World Series of Poker
- Bracelets: 3
- Money finishes: 65
- Highest WSOP Main Event finish: 345th, 2011

World Poker Tour
- Title: None
- Final table: 3
- Money finishes: 9

European Poker Tour
- Title: None
- Final table: 1
- Money finishes: 3

= John Cernuto =

American poker player (1944–2025)

John Anthony Cernuto (January 11, 1944 – February 10, 2025) also known as Miami, was an American professional poker player based in Las Vegas, Nevada, specialising in Omaha hi-lo events. Cernuto won over $6,200,000 in live tournament winnings. His largest score was for $259,150 from his $2,000 No Limit Hold'em bracelet victory in the 1997 World Series of Poker.

==Background==
Cernuto was born on January 11, 1944. Before embarking on his poker career, Cernuto worked as an air traffic controller. When President Ronald Reagan fired the air traffic controllers during a 1981 strike, he turned to poker for his profession.

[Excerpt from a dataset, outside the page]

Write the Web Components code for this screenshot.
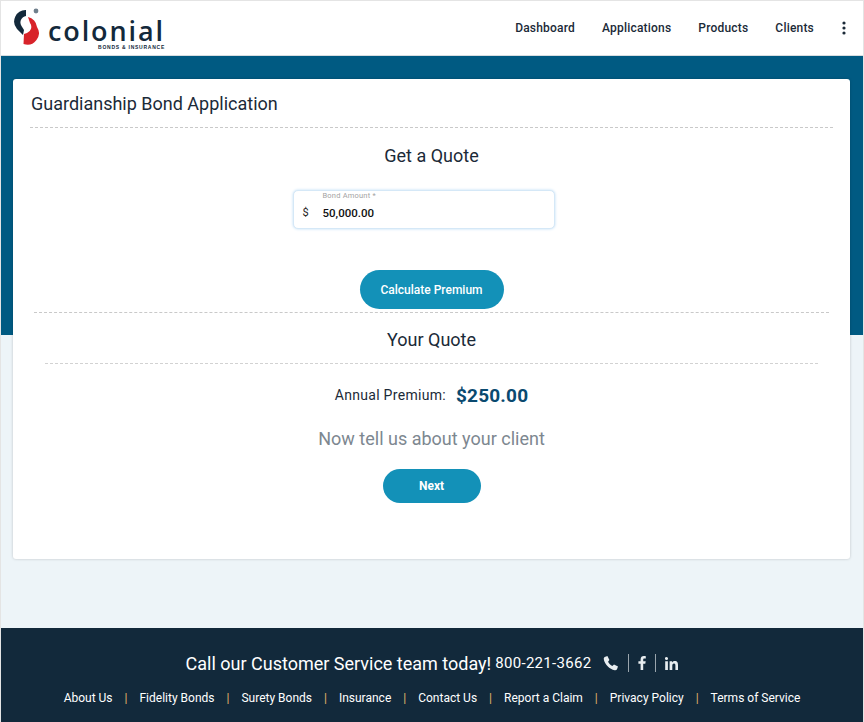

Cernuto died from colon cancer on February 10, 2025, at the age of 81.

==Poker career==

===World Series of Poker===
Cernuto first cashed in the World Series of Poker (WSOP) after making the final table in the 1989 World Series of Poker in the $5,000 Seven-card stud event. He finished fourth in the final table, which featured David Sklansky, Humberto Brenes, Gabe Kaplan, and the tournament winner Don Holt.

Five WSOP cashes followed before Cernuto won his first bracelet in the 1996 WSOP $1,500 seven card stud split tournament. He won the $2,000 no limit hold'em event in the 1997 World Series of Poker and the $1,500 limit Omaha event in the 2002 World Series of Poker.

Cernuto made an impressive three final tables in the 2006 World Series of Poker, two in Seven Card Stud and one in Razz.

During the $2,500 Razz tournament of the 2009 WSOP, Cernuto collapsed and was taken to a hospital, where he spent the night after being diagnosed with internal bleeding.

At the 2011 World Series of Poker Main Event, Cernuto finished in 345th place for his best career placement in the World Championship.

As of the 2023 World Series of Poker, Cernuto finished in the money in at least one World Series of Poker tournament per year starting in 1992.

===World Series of Poker bracelets===

| Year | Tournament | Prize (US$) |
|---|---|---|
| 1996 | $1,500 Seven Card Stud Split | $147,000 |
| 1997 | $2,000 No Limit Hold'em | $259,150 |
| 2002 | $1,500 Limit Omaha | $73,320 |

===Other poker achievements===
In 1988, Cernuto won the $1,000 Seven Card Stud event at Amarillo Slim's Super Bowl of Poker tournament series, earning a cash prize of $58,000 in addition to the title. The victory at the SBOP was Cernuto's first career victory in a major poker tournament.

In 2003, he won the third World Heads-Up Poker Championship in Vienna, outlasting a field including fellow professionals Ivo Donev, Ram Vaswani, Dave Colclough, Scotty Nguyen, and Padraig Parkinson on the way to the €60,000 grand prize.

Cernuto also made one World Poker Tour (WPT) final table at the 2005 PokerStars Caribbean Poker Adventure event won by John Gale.

===Poker Winnings / Accolades===
As of 2023, his total live tournament winnings exceed $6,200,000.

In 2019, actor James Woods, a close friend of Cernuto's dubbed him the “Ironman of Poker”, as Cernuto is the all-time leader in poker tournament cashes.

At the 2020 Global Poker Awards, Cernuto was given the distinguished "Hendon Mob" award for his lifetime tournament cashes record.

==Blackjack==
Cernuto made appearances on the Ultimate Blackjack Tour, making a final table in the Elimination Blackjack event where he played in a tournament format of the game of blackjack.